Work required: Line by line, repeat the data below exactly, beginning at the first line and ending at the line with "mt-[4px] w-[1099px] h-[887px]". Omit pictures.

## begin

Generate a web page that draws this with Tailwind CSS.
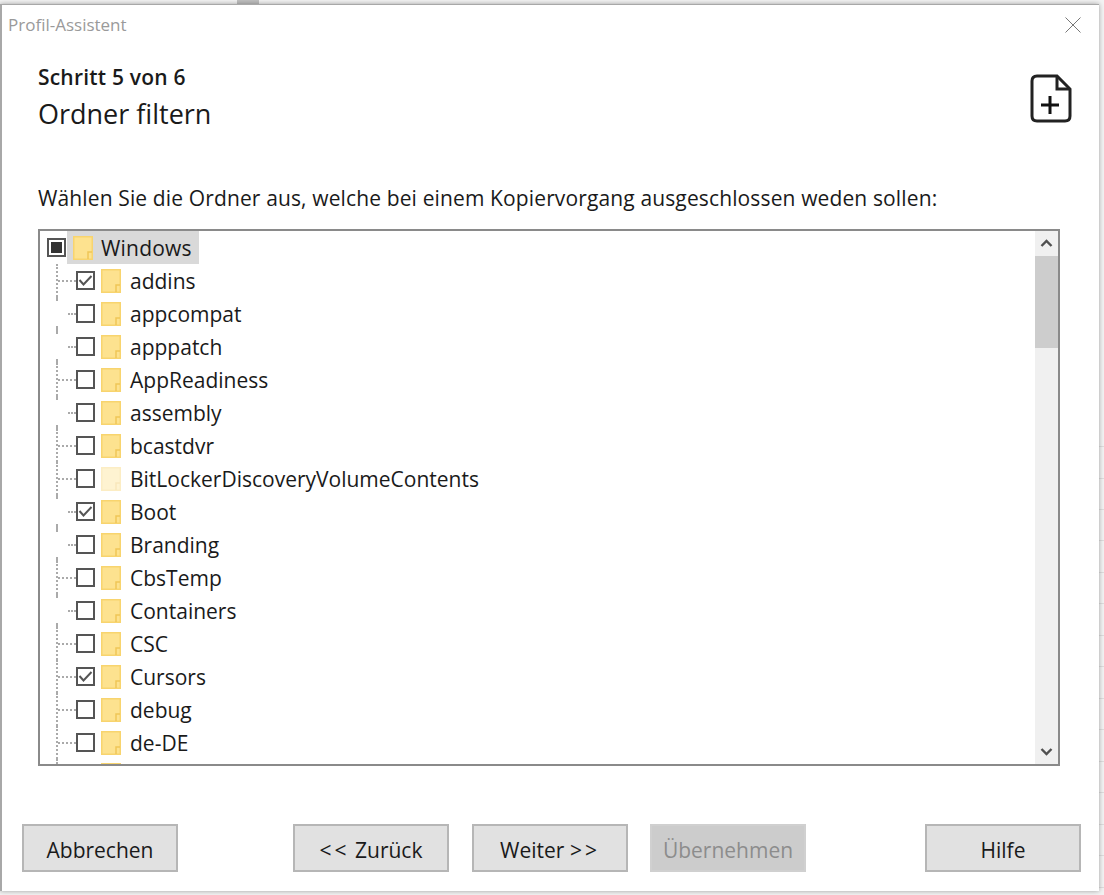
<!DOCTYPE html>
<html lang="de">
<head>
    <meta charset="UTF-8">
    <title>Profil-Assistent</title>
    <script src="https://cdn.jsdelivr.net/npm/@tailwindcss/browser@4"></script>
</head>
<body class="relative bg-[#f3f3f3] font-['Open_Sans','Noto_Sans',sans-serif] text-[#1a1a1a] h-[895px] overflow-hidden">

    <svg class="hidden">
        <symbol id="folder" viewBox="0 0 20 24">
            <path d="M0.75 0.75H19.25V23.25H0.75Z" fill="#fde28f" stroke="#f8d46e" stroke-width="1.5"/>
            <path d="M15 23V16H19" fill="none" stroke="#efc658" stroke-width="1.5"/>
        </symbol>
        <symbol id="check" viewBox="0 0 15 15">
            <path d="M1.5 7L5.5 11.5L13.5 3" fill="none" stroke="#555" stroke-width="2"/>
        </symbol>
    </svg>

    <!-- Bits of the window behind the dialog -->
    <div class="absolute left-[237px] top-0 w-[22px] h-[4px] bg-[#c0c0c0]"></div>
    <div class="absolute left-0 top-[101px] w-[2px] h-[39px] bg-[#0a6ebd]"></div>
    <div class="absolute left-[1097px] top-[4px] w-[2px] h-[39px] bg-[#a0a0a0]"></div>
    <div class="absolute right-0 top-[446px] w-[5px] h-[449px] bg-[repeating-linear-gradient(to_bottom,#dedede_0,#dedede_1px,transparent_1px,transparent_31.5px)]"></div>

    <!-- Dialog -->
    <div class="relative mt-[4px] w-[1099px] h-[887px] bg-white border-t border-l-2 border-[#a8a8a8] shadow-[0_0_5px_rgba(0,0,0,0.35)] flex flex-col">

        <!-- Title bar -->
        <div class="flex justify-between items-center h-[40px] pl-[6px] pr-[18px]">
            <span class="text-[17px] text-[#9a9a9a]">Profil-Assistent</span>
            <svg width="16" height="16" viewBox="0 0 16 16"><path d="M0.5 0.5L15.5 15.5M15.5 0.5L0.5 15.5" stroke="#777" fill="none"/></svg>
        </div>

        <!-- Step header -->
        <div class="flex justify-between pl-[36px] pr-[27px] h-[139px]">
            <div>
                <div class="text-[21px] font-semibold leading-[27px] mt-[19px] tracking-[0.2px]">Schritt 5 von 6</div>
                <div class="text-[27px] leading-[36px] mt-[5px]">Ordner filtern</div>
            </div>
            <svg class="mt-[29px]" width="42" height="50" viewBox="0 0 42 50">
                <path d="M7 2H27L40 15V42Q40 47 35 47H7Q2 47 2 42V7Q2 2 7 2Z" fill="none" stroke="#222" stroke-width="3"/>
                <path d="M27 2V15H40" fill="none" stroke="#222" stroke-width="3"/>
                <path d="M20 22V40M11 31H29" fill="none" stroke="#111" stroke-width="3"/>
            </svg>
        </div>

        <div class="pl-[36px] text-[21px] leading-[28px] tracking-[0.13px]">Wählen Sie die Ordner aus, welche bei einem Kopiervorgang ausgeschlossen weden sollen:</div>

        <!-- Folder tree -->
        <div class="ml-[36px] mt-[17px] w-[1022px] h-[537px] border-2 border-[#8a8a8a] flex overflow-hidden">
            <div class="flex-1 text-[21px] overflow-hidden">
                <div class="flex items-center h-[33px] pl-[7px]">
                    <span class="w-[19px] h-[19px] border-2 border-[#555] flex items-center justify-center"><span class="w-[11px] h-[11px] bg-[#333]"></span></span>
                    <span class="flex items-center h-[33px] pl-[6px] pr-[7px] ml-[1px] bg-[#d9d9d9]">
                        <svg class="w-[20px] h-[24px]"><use href="#folder"/></svg>
                        <span class="ml-[8px] mt-[2px] tracking-[0.2px]">Windows</span>
                    </span>
                </div>

                <div class="flex items-center h-[33px]">
                    <span class="w-[18px] h-full border-r-2 border-dotted border-[#aaa]"></span>
                    <span class="w-[18px] border-t-2 border-dotted border-[#aaa]"></span>
                    <span class="w-[19px] h-[19px] border-2 border-[#555]"><svg class="w-full h-full"><use href="#check"/></svg></span>
                    <svg class="ml-[6px] w-[20px] h-[24px]"><use href="#folder"/></svg>
                    <span class="ml-[9px] mt-[2px]">addins</span>
                </div>
                <div class="flex items-center h-[33px]">
                    <span class="w-[18px] h-full flex flex-col justify-between"><span class="h-[4px] border-r-2 border-dotted border-[#aaa]"></span><span class="h-[4px] border-r-2 border-dotted border-[#aaa]"></span></span>
                    <span class="ml-[10px] w-[8px] border-t-2 border-dotted border-[#aaa]"></span>
                    <span class="w-[19px] h-[19px] border-2 border-[#555]"></span>
                    <svg class="ml-[6px] w-[20px] h-[24px]"><use href="#folder"/></svg>
                    <span class="ml-[9px] mt-[2px]">appcompat</span>
                </div>
                <div class="flex items-center h-[33px]">
                    <span class="w-[18px] h-full flex flex-col justify-between"><span class="h-[4px] border-r-2 border-dotted border-[#aaa]"></span><span class="h-[4px] border-r-2 border-dotted border-[#aaa]"></span></span>
                    <span class="ml-[10px] w-[8px] border-t-2 border-dotted border-[#aaa]"></span>
                    <span class="w-[19px] h-[19px] border-2 border-[#555]"></span>
                    <svg class="ml-[6px] w-[20px] h-[24px]"><use href="#folder"/></svg>
                    <span class="ml-[9px] mt-[2px]">apppatch</span>
                </div>
                <div class="flex items-center h-[33px]">
                    <span class="w-[18px] h-full border-r-2 border-dotted border-[#aaa]"></span>
                    <span class="w-[18px] border-t-2 border-dotted border-[#aaa]"></span>
                    <span class="w-[19px] h-[19px] border-2 border-[#555]"></span>
                    <svg class="ml-[6px] w-[20px] h-[24px]"><use href="#folder"/></svg>
                    <span class="ml-[9px] mt-[2px]">AppReadiness</span>
                </div>
                <div class="flex items-center h-[33px]">
                    <span class="w-[18px] h-full flex flex-col justify-between"><span class="h-[4px] border-r-2 border-dotted border-[#aaa]"></span><span class="h-[4px] border-r-2 border-dotted border-[#aaa]"></span></span>
                    <span class="ml-[10px] w-[8px] border-t-2 border-dotted border-[#aaa]"></span>
                    <span class="w-[19px] h-[19px] border-2 border-[#555]"></span>
                    <svg class="ml-[6px] w-[20px] h-[24px]"><use href="#folder"/></svg>
                    <span class="ml-[9px] mt-[2px]">assembly</span>
                </div>
                <div class="flex items-center h-[33px]">
                    <span class="w-[18px] h-full border-r-2 border-dotted border-[#aaa]"></span>
                    <span class="w-[18px] border-t-2 border-dotted border-[#aaa]"></span>
                    <span class="w-[19px] h-[19px] border-2 border-[#555]"></span>
                    <svg class="ml-[6px] w-[20px] h-[24px]"><use href="#folder"/></svg>
                    <span class="ml-[9px] mt-[2px]">bcastdvr</span>
                </div>
                <div class="flex items-center h-[33px]">
                    <span class="w-[18px] h-full border-r-2 border-dotted border-[#aaa]"></span>
                    <span class="w-[18px] border-t-2 border-dotted border-[#aaa]"></span>
                    <span class="w-[19px] h-[19px] border-2 border-[#555]"></span>
                    <svg class="ml-[6px] w-[20px] h-[24px] opacity-40"><use href="#folder"/></svg>
                    <span class="ml-[9px] mt-[2px]">BitLockerDiscoveryVolumeContents</span>
                </div>
                <div class="flex items-center h-[33px]">
                    <span class="w-[18px] h-full flex flex-col justify-between"><span class="h-[4px] border-r-2 border-dotted border-[#aaa]"></span><span class="h-[4px] border-r-2 border-dotted border-[#aaa]"></span></span>
                    <span class="ml-[10px] w-[8px] border-t-2 border-dotted border-[#aaa]"></span>
                    <span class="w-[19px] h-[19px] border-2 border-[#555]"><svg class="w-full h-full"><use href="#check"/></svg></span>
                    <svg class="ml-[6px] w-[20px] h-[24px]"><use href="#folder"/></svg>
                    <span class="ml-[9px] mt-[2px]">Boot</span>
                </div>
                <div class="flex items-center h-[33px]">
                    <span class="w-[18px] h-full flex flex-col justify-between"><span class="h-[4px] border-r-2 border-dotted border-[#aaa]"></span><span class="h-[4px] border-r-2 border-dotted border-[#aaa]"></span></span>
                    <span class="ml-[10px] w-[8px] border-t-2 border-dotted border-[#aaa]"></span>
                    <span class="w-[19px] h-[19px] border-2 border-[#555]"></span>
                    <svg class="ml-[6px] w-[20px] h-[24px]"><use href="#folder"/></svg>
                    <span class="ml-[9px] mt-[2px]">Branding</span>
                </div>
                <div class="flex items-center h-[33px]">
                    <span class="w-[18px] h-full border-r-2 border-dotted border-[#aaa]"></span>
                    <span class="w-[18px] border-t-2 border-dotted border-[#aaa]"></span>
                    <span class="w-[19px] h-[19px] border-2 border-[#555]"></span>
                    <svg class="ml-[6px] w-[20px] h-[24px]"><use href="#folder"/></svg>
                    <span class="ml-[9px] mt-[2px]">CbsTemp</span>
                </div>
                <div class="flex items-center h-[33px]">
                    <span class="w-[18px] h-full flex flex-col justify-between"><span class="h-[4px] border-r-2 border-dotted border-[#aaa]"></span><span class="h-[4px] border-r-2 border-dotted border-[#aaa]"></span></span>
                    <span class="ml-[10px] w-[8px] border-t-2 border-dotted border-[#aaa]"></span>
                    <span class="w-[19px] h-[19px] border-2 border-[#555]"></span>
                    <svg class="ml-[6px] w-[20px] h-[24px]"><use href="#folder"/></svg>
                    <span class="ml-[9px] mt-[2px]">Containers</span>
                </div>
                <div class="flex items-center h-[33px]">
                    <span class="w-[18px] h-full border-r-2 border-dotted border-[#aaa]"></span>
                    <span class="w-[18px] border-t-2 border-dotted border-[#aaa]"></span>
                    <span class="w-[19px] h-[19px] border-2 border-[#555]"></span>
                    <svg class="ml-[6px] w-[20px] h-[24px]"><use href="#folder"/></svg>
                    <span class="ml-[9px] mt-[2px]">CSC</span>
                </div>
                <div class="flex items-center h-[33px]">
                    <span class="w-[18px] h-full border-r-2 border-dotted border-[#aaa]"></span>
                    <span class="w-[18px] border-t-2 border-dotted border-[#aaa]"></span>
                    <span class="w-[19px] h-[19px] border-2 border-[#555]"><svg class="w-full h-full"><use href="#check"/></svg></span>
                    <svg class="ml-[6px] w-[20px] h-[24px]"><use href="#folder"/></svg>
                    <span class="ml-[9px] mt-[2px]">Cursors</span>
                </div>
                <div class="flex items-center h-[33px]">
                    <span class="w-[18px] h-full border-r-2 border-dotted border-[#aaa]"></span>
                    <span class="w-[18px] border-t-2 border-dotted border-[#aaa]"></span>
                    <span class="w-[19px] h-[19px] border-2 border-[#555]"></span>
                    <svg class="ml-[6px] w-[20px] h-[24px]"><use href="#folder"/></svg>
                    <span class="ml-[9px] mt-[2px]">debug</span>
                </div>
                <div class="flex items-center h-[33px]">
                    <span class="w-[18px] h-full border-r-2 border-dotted border-[#aaa]"></span>
                    <span class="w-[18px] border-t-2 border-dotted border-[#aaa]"></span>
                    <span class="w-[19px] h-[19px] border-2 border-[#555]"></span>
                    <svg class="ml-[6px] w-[20px] h-[24px]"><use href="#folder"/></svg>
                    <span class="ml-[9px] mt-[2px]">de-DE</span>
                </div>
                <!-- next row, cut off by the box -->
                <div class="flex h-[33px]">
                    <span class="w-[18px] h-full border-r-2 border-dotted border-[#aaa]"></span>
                    <span class="ml-[43px] mt-[4px] w-[20px] h-[24px]"><svg class="w-[20px] h-[24px]"><use href="#folder"/></svg></span>
                </div>
            </div>

            <!-- Scrollbar -->
            <div class="w-[23px] bg-[#f0f0f0] flex flex-col">
                <div class="h-[25px] flex items-center justify-center">
                    <svg width="13" height="9" viewBox="0 0 13 9"><path d="M1.5 7L6.5 2L11.5 7" fill="none" stroke="#505050" stroke-width="2.4"/></svg>
                </div>
                <div class="h-[92px] bg-[#cdcdcd]"></div>
                <div class="flex-1"></div>
                <div class="h-[25px] flex items-center justify-center">
                    <svg width="13" height="9" viewBox="0 0 13 9"><path d="M1.5 2L6.5 7L11.5 2" fill="none" stroke="#505050" stroke-width="2.4"/></svg>
                </div>
            </div>
        </div>

        <!-- Buttons -->
        <div class="mt-[58px] ml-[20px] flex text-[21px]">
            <button class="w-[156px] h-[48px] pt-[5px] bg-[#e1e1e1] border-2 border-[#b6b6b6]">Abbrechen</button>
            <button class="ml-[115px] w-[156px] h-[48px] pt-[5px] bg-[#e1e1e1] border-2 border-[#b6b6b6]"><span class="tracking-[3px]">&lt;&lt;</span> Zurück</button>
            <button class="ml-[23px] w-[156px] h-[48px] pt-[5px] bg-[#e1e1e1] border-2 border-[#b6b6b6]">Weiter <span class="tracking-[3px]">&gt;&gt;</span></button>
            <button class="ml-[22px] w-[156px] h-[48px] pt-[5px] bg-[#cccccc] border-2 border-[#d0d0d0] text-[#8c8c8c]">Übernehmen</button>
            <button class="ml-[119px] w-[156px] h-[48px] pt-[5px] bg-[#e1e1e1] border-2 border-[#b6b6b6]">Hilfe</button>
        </div>
    </div>

</body>
</html>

## end

Solution for this problem:
Generate a web page that draws this with Tailwind CSS.
<!DOCTYPE html>
<html lang="de">
<head>
    <meta charset="UTF-8">
    <title>Profil-Assistent</title>
    <script src="https://cdn.jsdelivr.net/npm/@tailwindcss/browser@4"></script>
</head>
<body class="relative bg-[#f3f3f3] font-['Open_Sans','Noto_Sans',sans-serif] text-[#1a1a1a] h-[895px] overflow-hidden">

    <svg class="hidden">
        <symbol id="folder" viewBox="0 0 20 24">
            <path d="M0.75 0.75H19.25V23.25H0.75Z" fill="#fde28f" stroke="#f8d46e" stroke-width="1.5"/>
            <path d="M15 23V16H19" fill="none" stroke="#efc658" stroke-width="1.5"/>
        </symbol>
        <symbol id="check" viewBox="0 0 15 15">
            <path d="M1.5 7L5.5 11.5L13.5 3" fill="none" stroke="#555" stroke-width="2"/>
        </symbol>
    </svg>

    <!-- Bits of the window behind the dialog -->
    <div class="absolute left-[237px] top-0 w-[22px] h-[4px] bg-[#c0c0c0]"></div>
    <div class="absolute left-0 top-[101px] w-[2px] h-[39px] bg-[#0a6ebd]"></div>
    <div class="absolute left-[1097px] top-[4px] w-[2px] h-[39px] bg-[#a0a0a0]"></div>
    <div class="absolute right-0 top-[446px] w-[5px] h-[449px] bg-[repeating-linear-gradient(to_bottom,#dedede_0,#dedede_1px,transparent_1px,transparent_31.5px)]"></div>

    <!-- Dialog -->
    <div class="relative mt-[4px] w-[1099px] h-[887px] bg-white border-t border-l-2 border-[#a8a8a8] shadow-[0_0_5px_rgba(0,0,0,0.35)] flex flex-col">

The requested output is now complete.